Problem statement: Your copy of the material below should match it exactly, except that it holds no pictures.

Data block:
---

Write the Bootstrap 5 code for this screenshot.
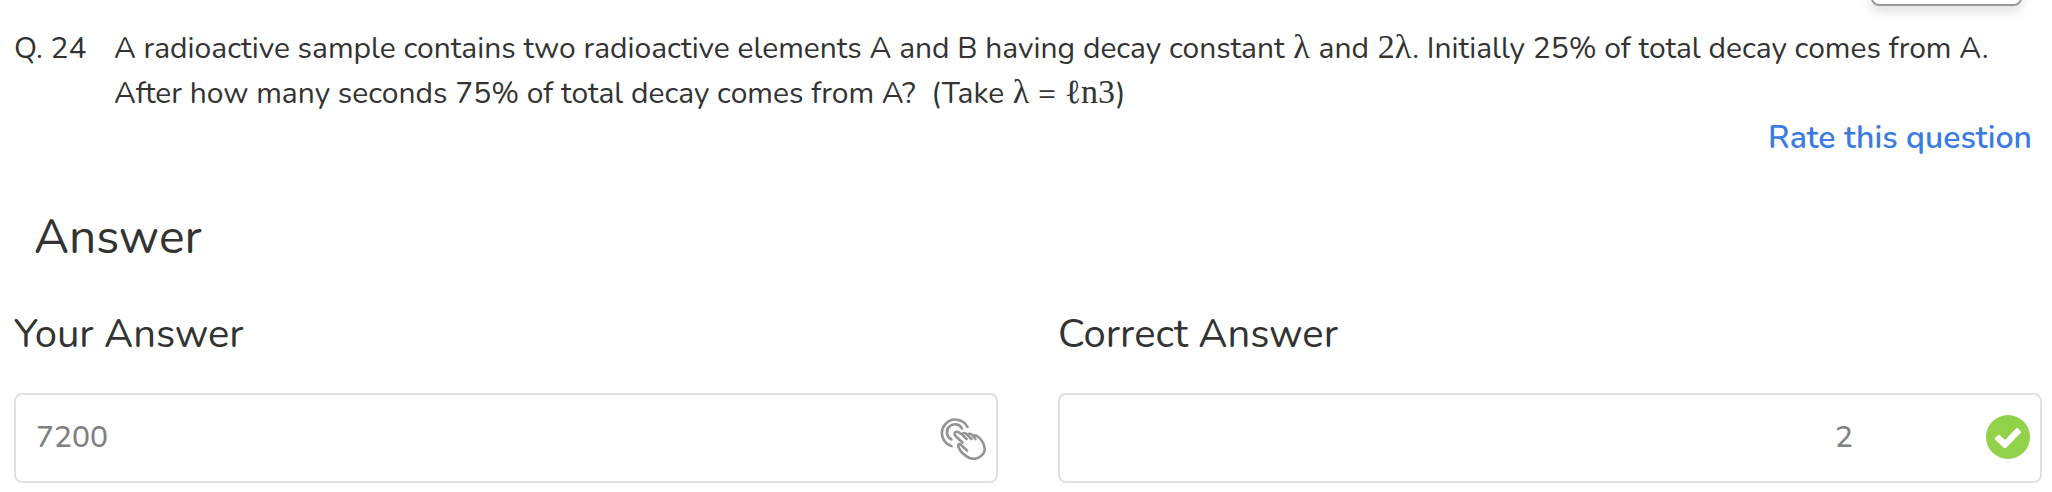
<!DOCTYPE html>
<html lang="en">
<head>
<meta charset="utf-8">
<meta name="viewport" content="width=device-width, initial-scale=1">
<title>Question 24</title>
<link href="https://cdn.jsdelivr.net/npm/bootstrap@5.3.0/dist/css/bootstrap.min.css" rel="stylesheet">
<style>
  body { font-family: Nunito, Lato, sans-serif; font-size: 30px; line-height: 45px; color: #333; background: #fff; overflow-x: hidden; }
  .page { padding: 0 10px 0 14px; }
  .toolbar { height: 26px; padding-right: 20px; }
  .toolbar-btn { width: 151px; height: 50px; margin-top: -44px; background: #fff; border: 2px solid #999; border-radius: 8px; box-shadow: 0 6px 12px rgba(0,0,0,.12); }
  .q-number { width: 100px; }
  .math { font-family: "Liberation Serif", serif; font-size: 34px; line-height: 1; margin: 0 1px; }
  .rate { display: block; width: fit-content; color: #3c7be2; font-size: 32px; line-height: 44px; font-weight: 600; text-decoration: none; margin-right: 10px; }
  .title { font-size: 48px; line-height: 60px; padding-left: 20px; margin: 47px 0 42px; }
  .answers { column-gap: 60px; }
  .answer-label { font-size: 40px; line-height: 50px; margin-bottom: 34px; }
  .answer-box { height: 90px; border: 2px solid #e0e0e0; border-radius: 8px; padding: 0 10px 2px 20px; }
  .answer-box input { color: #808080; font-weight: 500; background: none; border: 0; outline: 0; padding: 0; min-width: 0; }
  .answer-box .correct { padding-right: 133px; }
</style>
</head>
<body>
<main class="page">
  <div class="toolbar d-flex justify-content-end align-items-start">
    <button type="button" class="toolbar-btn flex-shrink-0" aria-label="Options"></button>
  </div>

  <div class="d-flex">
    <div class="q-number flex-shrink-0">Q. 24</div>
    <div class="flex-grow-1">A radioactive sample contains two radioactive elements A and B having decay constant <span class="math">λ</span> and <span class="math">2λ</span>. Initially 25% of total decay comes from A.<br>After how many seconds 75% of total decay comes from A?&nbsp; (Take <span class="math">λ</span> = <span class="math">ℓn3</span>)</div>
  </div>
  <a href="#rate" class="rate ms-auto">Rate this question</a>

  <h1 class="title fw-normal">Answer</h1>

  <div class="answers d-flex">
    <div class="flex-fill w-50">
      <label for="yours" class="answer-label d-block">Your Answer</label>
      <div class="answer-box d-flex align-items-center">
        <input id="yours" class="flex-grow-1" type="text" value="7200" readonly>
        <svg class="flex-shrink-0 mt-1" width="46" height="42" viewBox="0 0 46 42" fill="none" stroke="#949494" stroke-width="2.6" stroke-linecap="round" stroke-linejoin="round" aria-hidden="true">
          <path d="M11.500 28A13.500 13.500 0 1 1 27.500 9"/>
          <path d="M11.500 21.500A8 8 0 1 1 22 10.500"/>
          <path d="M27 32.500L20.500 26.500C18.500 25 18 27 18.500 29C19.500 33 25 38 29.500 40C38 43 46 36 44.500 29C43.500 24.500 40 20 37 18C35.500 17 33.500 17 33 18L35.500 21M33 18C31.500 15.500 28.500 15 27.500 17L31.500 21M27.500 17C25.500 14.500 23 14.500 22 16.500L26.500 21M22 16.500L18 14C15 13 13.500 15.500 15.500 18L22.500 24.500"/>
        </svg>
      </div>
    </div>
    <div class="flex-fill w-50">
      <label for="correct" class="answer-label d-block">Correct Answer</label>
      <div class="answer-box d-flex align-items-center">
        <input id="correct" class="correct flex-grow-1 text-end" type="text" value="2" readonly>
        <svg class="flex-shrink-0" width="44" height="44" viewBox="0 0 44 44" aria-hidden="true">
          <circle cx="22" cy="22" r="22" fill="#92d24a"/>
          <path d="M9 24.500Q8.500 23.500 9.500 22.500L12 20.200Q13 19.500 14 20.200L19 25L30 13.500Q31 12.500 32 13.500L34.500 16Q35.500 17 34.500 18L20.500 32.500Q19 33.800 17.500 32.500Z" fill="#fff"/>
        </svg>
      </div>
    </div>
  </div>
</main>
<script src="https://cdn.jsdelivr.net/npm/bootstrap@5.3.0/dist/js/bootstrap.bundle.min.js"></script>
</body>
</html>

---

Completed exercise:
Write the Bootstrap 5 code for this screenshot.
<!DOCTYPE html>
<html lang="en">
<head>
<meta charset="utf-8">
<meta name="viewport" content="width=device-width, initial-scale=1">
<title>Question 24</title>
<link href="https://cdn.jsdelivr.net/npm/bootstrap@5.3.0/dist/css/bootstrap.min.css" rel="stylesheet">
<style>
  body { font-family: Nunito, Lato, sans-serif; font-size: 30px; line-height: 45px; color: #333; background: #fff; overflow-x: hidden; }
  .page { padding: 0 10px 0 14px; }
  .toolbar { height: 26px; padding-right: 20px; }
  .toolbar-btn { width: 151px; height: 50px; margin-top: -44px; background: #fff; border: 2px solid #999; border-radius: 8px; box-shadow: 0 6px 12px rgba(0,0,0,.12); }
  .q-number { width: 100px; }
  .math { font-family: "Liberation Serif", serif; font-size: 34px; line-height: 1; margin: 0 1px; }
  .rate { display: block; width: fit-content; color: #3c7be2; font-size: 32px; line-height: 44px; font-weight: 600; text-decoration: none; margin-right: 10px; }
  .title { font-size: 48px; line-height: 60px; padding-left: 20px; margin: 47px 0 42px; }
  .answers { column-gap: 60px; }
  .answer-label { font-size: 40px; line-height: 50px; margin-bottom: 34px; }
  .answer-box { height: 90px; border: 2px solid #e0e0e0; border-radius: 8px; padding: 0 10px 2px 20px; }
  .answer-box input { color: #808080; font-weight: 500; background: none; border: 0; outline: 0; padding: 0; min-width: 0; }
  .answer-box .correct { padding-right: 133px; }
</style>
</head>
<body>
<main class="page">
  <div class="toolbar d-flex justify-content-end align-items-start">
    <button type="button" class="toolbar-btn flex-shrink-0" aria-label="Options"></button>
  </div>

  <div class="d-flex">
    <div class="q-number flex-shrink-0">Q. 24</div>
    <div class="flex-grow-1">A radioactive sample contains two radioactive elements A and B having decay constant <span class="math">λ</span> and <span class="math">2λ</span>. Initially 25% of total decay comes from A.<br>After how many seconds 75% of total decay comes from A?&nbsp; (Take <span class="math">λ</span> = <span class="math">ℓn3</span>)</div>
  </div>
  <a href="#rate" class="rate ms-auto">Rate this question</a>

  <h1 class="title fw-normal">Answer</h1>

  <div class="answers d-flex">
    <div class="flex-fill w-50">
      <label for="yours" class="answer-label d-block">Your Answer</label>
      <div class="answer-box d-flex align-items-center">
        <input id="yours" class="flex-grow-1" type="text" value="7200" readonly>
        <svg class="flex-shrink-0 mt-1" width="46" height="42" viewBox="0 0 46 42" fill="none" stroke="#949494" stroke-width="2.6" stroke-linecap="round" stroke-linejoin="round" aria-hidden="true">
          <path d="M11.500 28A13.500 13.500 0 1 1 27.500 9"/>
          <path d="M11.500 21.500A8 8 0 1 1 22 10.500"/>
          <path d="M27 32.500L20.500 26.500C18.500 25 18 27 18.500 29C19.500 33 25 38 29.500 40C38 43 46 36 44.500 29C43.500 24.500 40 20 37 18C35.500 17 33.500 17 33 18L35.500 21M33 18C31.500 15.500 28.500 15 27.500 17L31.500 21M27.500 17C25.500 14.500 23 14.500 22 16.500L26.500 21M22 16.500L18 14C15 13 13.500 15.500 15.500 18L22.500 24.500"/>
        </svg>
      </div>
    </div>
    <div class="flex-fill w-50">
      <label for="correct" class="answer-label d-block">Correct Answer</label>
      <div class="answer-box d-flex align-items-center">
        <input id="correct" class="correct flex-grow-1 text-end" type="text" value="2" readonly>
        <svg class="flex-shrink-0" width="44" height="44" viewBox="0 0 44 44" aria-hidden="true">
          <circle cx="22" cy="22" r="22" fill="#92d24a"/>
          <path d="M9 24.500Q8.500 23.500 9.500 22.500L12 20.200Q13 19.500 14 20.200L19 25L30 13.500Q31 12.500 32 13.500L34.500 16Q35.500 17 34.500 18L20.500 32.500Q19 33.800 17.500 32.500Z" fill="#fff"/>
        </svg>
      </div>
    </div>
  </div>
</main>
<script src="https://cdn.jsdelivr.net/npm/bootstrap@5.3.0/dist/js/bootstrap.bundle.min.js"></script>
</body>
</html>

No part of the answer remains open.